» **Exercise details**: Drop the pictures and give back word for word the lines from the line holding "What React, TypeScript" to the line holding "import React from 'react';", both included.

» **Listed records**:
++++++

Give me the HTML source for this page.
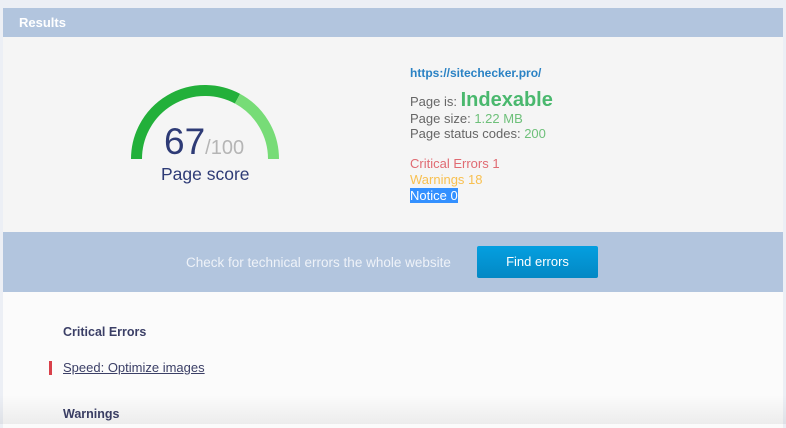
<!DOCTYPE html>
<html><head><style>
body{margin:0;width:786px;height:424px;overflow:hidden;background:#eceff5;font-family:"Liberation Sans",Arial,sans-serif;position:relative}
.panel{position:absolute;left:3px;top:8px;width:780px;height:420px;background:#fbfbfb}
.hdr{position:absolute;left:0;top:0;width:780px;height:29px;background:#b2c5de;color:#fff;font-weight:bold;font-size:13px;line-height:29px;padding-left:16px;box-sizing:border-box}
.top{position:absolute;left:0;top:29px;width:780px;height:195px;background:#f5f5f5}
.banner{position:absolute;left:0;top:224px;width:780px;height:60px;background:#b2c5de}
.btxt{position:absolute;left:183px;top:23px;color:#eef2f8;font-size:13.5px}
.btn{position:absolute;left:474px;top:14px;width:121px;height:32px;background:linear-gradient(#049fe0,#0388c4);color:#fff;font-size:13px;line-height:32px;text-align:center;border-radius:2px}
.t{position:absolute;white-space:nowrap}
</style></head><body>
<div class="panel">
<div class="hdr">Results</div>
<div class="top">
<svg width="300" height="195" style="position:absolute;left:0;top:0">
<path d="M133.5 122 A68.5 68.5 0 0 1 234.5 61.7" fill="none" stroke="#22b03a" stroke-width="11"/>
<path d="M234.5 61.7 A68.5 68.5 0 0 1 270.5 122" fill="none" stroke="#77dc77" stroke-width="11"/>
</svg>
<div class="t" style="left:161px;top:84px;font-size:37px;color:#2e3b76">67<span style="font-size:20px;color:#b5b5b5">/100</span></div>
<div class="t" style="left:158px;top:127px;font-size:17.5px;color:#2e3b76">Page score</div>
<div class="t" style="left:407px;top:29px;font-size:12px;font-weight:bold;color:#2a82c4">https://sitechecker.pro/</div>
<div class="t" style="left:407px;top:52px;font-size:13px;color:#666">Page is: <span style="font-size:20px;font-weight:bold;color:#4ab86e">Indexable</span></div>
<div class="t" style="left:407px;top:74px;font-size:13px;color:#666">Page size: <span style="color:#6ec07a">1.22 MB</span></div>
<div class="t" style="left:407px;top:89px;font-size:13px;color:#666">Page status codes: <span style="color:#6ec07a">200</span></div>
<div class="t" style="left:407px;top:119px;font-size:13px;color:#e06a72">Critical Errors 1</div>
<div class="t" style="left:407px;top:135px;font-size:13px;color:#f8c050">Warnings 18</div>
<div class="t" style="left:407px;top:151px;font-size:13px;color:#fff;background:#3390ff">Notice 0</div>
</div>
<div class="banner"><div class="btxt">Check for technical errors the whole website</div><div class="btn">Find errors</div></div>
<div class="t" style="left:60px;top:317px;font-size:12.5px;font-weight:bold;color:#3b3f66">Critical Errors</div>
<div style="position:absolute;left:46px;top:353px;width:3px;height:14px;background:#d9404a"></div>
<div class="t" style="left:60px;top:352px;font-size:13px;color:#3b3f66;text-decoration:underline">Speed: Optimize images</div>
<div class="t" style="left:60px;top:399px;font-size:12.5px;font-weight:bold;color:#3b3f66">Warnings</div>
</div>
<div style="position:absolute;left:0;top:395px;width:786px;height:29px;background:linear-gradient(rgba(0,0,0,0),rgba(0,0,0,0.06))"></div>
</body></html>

++++++

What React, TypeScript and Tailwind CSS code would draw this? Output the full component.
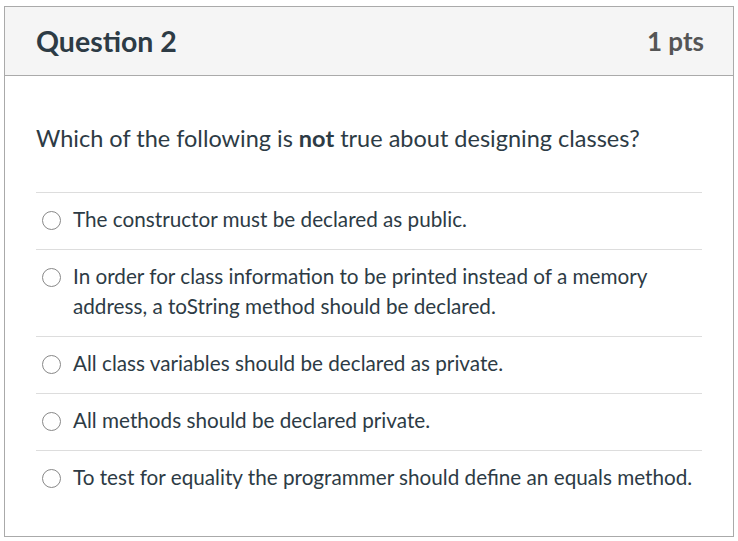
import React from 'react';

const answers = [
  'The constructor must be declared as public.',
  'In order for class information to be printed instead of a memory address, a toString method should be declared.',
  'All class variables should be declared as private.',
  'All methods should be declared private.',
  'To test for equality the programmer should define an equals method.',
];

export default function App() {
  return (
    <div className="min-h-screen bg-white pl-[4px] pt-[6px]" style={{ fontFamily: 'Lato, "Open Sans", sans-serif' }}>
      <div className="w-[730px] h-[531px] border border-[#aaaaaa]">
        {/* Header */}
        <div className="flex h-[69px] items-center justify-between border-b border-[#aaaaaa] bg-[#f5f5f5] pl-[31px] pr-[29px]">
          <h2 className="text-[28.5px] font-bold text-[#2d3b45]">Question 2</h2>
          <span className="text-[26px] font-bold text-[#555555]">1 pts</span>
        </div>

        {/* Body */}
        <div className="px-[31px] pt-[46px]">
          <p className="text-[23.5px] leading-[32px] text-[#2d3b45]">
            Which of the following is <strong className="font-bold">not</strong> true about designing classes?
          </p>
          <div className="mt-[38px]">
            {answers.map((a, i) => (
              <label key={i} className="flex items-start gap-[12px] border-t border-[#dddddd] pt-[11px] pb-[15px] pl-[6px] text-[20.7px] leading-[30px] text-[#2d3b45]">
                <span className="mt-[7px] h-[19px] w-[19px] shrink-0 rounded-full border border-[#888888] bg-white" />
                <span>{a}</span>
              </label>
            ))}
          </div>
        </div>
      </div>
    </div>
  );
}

++++++

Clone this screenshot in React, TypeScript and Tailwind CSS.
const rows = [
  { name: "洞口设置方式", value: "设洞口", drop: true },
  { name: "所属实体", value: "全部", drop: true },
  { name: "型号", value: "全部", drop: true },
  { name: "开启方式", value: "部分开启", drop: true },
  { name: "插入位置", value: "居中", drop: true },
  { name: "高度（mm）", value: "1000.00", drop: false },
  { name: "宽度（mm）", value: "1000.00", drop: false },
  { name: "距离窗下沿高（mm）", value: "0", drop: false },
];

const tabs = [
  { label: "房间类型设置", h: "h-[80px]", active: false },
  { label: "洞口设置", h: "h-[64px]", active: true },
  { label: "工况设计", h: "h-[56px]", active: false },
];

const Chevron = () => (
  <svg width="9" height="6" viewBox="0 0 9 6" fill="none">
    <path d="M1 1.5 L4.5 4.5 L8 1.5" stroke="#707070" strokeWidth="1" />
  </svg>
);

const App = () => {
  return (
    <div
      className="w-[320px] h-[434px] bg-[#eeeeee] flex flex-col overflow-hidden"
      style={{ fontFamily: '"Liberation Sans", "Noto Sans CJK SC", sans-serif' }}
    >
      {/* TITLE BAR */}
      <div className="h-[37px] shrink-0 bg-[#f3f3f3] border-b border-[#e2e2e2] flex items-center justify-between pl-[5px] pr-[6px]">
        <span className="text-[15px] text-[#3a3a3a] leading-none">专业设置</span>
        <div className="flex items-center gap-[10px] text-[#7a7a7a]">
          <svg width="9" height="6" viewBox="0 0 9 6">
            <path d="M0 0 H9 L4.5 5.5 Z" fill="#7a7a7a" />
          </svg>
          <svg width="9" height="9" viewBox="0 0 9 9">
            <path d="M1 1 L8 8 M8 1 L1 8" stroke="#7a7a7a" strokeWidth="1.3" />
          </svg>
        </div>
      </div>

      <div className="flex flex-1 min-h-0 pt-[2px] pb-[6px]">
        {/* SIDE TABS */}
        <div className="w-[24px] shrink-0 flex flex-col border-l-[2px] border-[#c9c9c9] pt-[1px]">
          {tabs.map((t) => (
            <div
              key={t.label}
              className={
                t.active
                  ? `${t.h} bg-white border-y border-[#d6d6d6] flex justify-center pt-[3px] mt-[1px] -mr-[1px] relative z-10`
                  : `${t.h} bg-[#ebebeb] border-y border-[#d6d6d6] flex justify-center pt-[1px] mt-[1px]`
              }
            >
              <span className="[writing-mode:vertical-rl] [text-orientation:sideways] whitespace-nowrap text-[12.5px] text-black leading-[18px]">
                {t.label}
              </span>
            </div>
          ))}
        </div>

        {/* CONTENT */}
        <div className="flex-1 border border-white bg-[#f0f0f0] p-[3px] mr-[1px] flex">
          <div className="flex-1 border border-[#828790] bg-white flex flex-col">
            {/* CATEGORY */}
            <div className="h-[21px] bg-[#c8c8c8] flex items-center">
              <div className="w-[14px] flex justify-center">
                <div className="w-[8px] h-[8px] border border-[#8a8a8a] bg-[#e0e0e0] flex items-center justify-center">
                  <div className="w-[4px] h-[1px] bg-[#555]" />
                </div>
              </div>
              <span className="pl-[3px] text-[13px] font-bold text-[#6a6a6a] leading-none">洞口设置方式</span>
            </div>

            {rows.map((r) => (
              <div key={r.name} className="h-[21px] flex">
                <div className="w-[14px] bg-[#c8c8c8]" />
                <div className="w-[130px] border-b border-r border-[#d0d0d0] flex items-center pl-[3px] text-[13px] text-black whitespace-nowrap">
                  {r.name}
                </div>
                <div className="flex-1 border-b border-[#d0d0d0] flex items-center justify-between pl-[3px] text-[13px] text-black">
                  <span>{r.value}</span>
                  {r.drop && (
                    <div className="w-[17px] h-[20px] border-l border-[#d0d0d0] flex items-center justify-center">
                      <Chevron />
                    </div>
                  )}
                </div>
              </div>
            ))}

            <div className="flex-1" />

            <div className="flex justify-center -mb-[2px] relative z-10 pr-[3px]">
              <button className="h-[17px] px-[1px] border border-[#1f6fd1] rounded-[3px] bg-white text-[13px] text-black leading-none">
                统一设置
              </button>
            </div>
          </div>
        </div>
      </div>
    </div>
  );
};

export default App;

++++++

» **Output of the task**:
What React, TypeScript and Tailwind CSS code would draw this? Output the full component.
import React from 'react';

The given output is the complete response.